Manhattan, by contrast, saw luxury co-op and condo sales rise 13.6% year-over-year in the third quarter, according to newly released numbers from Miller Samuel and Douglas Elliman.
Inventory fell 16.1% as buyers snapped up the few listings available, pushing the median sales price above $5.9 million.
“Sales in the Manhattan luxury housing market grew 64% faster than the overall market over the past year,” said Jonathan Miller, president of Miller Samuel, who authors Elliman’s market reports.
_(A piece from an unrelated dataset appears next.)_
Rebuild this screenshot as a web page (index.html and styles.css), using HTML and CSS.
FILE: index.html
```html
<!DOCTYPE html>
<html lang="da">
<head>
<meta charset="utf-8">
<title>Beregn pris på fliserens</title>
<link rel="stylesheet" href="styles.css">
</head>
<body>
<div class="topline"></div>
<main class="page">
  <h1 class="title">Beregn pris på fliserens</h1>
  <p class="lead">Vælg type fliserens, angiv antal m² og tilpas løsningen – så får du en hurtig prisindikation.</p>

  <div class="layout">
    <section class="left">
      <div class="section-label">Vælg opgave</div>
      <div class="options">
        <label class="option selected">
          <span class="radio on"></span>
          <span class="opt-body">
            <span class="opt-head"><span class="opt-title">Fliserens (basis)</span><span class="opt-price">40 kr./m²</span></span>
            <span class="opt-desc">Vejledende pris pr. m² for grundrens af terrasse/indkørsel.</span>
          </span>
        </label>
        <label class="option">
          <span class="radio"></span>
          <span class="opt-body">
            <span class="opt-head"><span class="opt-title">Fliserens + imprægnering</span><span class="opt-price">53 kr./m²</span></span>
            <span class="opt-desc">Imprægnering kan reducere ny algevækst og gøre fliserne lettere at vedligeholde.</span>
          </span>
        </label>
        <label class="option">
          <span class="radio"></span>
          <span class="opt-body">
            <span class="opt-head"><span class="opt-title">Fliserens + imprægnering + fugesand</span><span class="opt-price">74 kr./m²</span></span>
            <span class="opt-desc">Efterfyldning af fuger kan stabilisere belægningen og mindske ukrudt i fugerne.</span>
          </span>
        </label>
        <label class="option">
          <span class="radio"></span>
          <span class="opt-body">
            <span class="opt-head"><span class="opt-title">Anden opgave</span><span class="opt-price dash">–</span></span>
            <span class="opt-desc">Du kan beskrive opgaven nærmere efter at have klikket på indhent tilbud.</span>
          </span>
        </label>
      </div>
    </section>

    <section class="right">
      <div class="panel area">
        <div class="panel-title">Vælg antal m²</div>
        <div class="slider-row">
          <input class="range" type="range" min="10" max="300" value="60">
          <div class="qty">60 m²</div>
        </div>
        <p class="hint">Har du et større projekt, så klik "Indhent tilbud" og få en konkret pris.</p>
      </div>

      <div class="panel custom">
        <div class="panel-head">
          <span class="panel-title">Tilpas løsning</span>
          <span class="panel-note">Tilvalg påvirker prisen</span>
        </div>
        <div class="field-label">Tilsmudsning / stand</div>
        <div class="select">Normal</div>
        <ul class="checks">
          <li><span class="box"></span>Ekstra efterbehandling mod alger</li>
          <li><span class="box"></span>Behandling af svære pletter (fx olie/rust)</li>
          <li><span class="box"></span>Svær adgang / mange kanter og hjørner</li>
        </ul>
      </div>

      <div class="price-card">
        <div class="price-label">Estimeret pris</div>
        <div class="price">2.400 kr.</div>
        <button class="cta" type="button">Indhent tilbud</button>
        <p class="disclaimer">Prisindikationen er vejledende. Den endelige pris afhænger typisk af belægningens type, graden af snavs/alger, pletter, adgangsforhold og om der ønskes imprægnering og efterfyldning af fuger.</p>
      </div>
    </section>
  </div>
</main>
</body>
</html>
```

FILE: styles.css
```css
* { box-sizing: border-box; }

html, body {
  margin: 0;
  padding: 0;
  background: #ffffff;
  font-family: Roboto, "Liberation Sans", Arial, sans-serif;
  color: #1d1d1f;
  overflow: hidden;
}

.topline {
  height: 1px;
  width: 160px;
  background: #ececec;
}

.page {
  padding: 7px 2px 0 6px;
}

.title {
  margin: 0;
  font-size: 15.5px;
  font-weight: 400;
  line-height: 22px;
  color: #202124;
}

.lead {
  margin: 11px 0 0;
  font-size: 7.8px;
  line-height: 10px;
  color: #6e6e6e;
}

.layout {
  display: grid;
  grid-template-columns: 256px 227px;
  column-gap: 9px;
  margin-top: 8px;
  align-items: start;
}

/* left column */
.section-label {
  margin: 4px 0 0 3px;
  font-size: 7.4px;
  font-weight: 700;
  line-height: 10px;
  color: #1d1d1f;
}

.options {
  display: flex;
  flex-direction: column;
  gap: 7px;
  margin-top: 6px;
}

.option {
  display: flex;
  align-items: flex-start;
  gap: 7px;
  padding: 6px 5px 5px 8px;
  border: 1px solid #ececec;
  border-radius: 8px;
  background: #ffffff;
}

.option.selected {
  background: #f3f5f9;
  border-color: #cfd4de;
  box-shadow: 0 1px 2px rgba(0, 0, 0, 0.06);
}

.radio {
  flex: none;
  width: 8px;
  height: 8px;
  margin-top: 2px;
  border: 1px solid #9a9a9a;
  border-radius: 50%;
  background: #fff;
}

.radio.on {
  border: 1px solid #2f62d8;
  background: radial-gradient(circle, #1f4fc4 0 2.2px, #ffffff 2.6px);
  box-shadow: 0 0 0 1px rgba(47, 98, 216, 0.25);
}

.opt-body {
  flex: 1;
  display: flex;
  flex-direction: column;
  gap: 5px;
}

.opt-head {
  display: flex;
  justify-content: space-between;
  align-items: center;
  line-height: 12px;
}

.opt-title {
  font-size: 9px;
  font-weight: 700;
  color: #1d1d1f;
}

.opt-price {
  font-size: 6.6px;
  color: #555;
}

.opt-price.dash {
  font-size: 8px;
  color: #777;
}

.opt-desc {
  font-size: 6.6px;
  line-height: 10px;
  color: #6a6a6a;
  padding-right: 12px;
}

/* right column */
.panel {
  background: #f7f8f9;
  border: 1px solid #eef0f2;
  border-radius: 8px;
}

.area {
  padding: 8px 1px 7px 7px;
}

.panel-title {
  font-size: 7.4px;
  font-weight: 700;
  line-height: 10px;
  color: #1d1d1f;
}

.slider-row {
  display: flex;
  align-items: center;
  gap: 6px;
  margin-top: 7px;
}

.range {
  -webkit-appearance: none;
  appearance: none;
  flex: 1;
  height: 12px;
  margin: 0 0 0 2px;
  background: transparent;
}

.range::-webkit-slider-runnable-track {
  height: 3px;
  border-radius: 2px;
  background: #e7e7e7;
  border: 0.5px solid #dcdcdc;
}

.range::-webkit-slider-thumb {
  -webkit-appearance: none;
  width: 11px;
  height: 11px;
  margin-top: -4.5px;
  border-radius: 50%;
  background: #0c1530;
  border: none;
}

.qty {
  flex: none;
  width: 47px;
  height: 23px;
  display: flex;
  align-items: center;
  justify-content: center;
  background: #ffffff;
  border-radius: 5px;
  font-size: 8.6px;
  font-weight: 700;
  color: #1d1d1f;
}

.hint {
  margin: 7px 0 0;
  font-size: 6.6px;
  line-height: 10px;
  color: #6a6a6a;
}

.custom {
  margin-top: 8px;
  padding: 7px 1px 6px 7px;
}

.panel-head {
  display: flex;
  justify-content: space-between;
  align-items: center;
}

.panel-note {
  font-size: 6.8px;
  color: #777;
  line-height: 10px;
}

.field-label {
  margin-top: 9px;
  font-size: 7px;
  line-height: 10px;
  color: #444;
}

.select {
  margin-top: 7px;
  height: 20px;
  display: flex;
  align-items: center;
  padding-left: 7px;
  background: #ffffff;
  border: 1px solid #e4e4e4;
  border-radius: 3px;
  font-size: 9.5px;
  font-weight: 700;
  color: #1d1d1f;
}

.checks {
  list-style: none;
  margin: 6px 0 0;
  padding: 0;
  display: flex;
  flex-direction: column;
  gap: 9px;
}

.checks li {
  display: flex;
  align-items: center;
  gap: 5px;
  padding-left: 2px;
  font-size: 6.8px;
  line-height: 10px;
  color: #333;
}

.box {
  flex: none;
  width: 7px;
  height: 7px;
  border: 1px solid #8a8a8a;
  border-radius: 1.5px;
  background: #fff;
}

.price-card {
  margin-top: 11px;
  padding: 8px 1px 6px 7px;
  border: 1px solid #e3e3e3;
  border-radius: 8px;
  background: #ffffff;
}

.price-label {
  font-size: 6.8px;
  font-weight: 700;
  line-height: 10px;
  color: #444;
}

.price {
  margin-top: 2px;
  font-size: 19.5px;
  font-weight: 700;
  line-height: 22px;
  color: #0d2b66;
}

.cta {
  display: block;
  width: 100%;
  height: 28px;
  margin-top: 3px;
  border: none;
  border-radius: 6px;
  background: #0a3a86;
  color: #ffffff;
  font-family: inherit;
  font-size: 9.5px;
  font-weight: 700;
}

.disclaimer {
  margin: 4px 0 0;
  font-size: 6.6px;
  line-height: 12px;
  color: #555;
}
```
He noted that sales above $4 million climbed 20.8% while those below rose 12.7%.
Cash has been king.
More than 90% of Manhattan deals over $3 million closed without financing, insulating buyers from the mortgage market. And it begs the question as to whether the city’s wealthy are looking to flee should democratic-socialist candidate Zohran Mamdani win the mayoral election in less than five weeks.
“If you have $3 million in disposable cash to purchase a home, then you have reached a point of wealth where you probably are not making decisions based on who is mayor,” Douglas Elliman agent Keyan Sanai told The Post. “At that point you’re at a level where market conditions are not as concerning.”
Even so, September offered a sobering pause.
Just 70 luxury homes went into contract — down nearly 40% from the 97 signed in September 2024, according to Olshan Realty.
While the month featured headline deals at buildings like 111 W. 57th St. and 70 Vestry, some units lingered for years and sold at marked-down prices. “Overall, the luxury market is stable,” said Olshan president Donna Olshan. “There is nothing I can put my finger on — yet.
Jonathan Miller echoed the uncertainty: “I can’t explain the variation in results for September.”
That hesitation has real implications if it extends into the fall.
Manhattan’s momentum is being fueled by strong Wall Street bonuses and stock-market highs. But if September’s dip proves to be more than seasonal, and especially if political uncertainty grows around the upcoming mayoral election, buyers may pull back.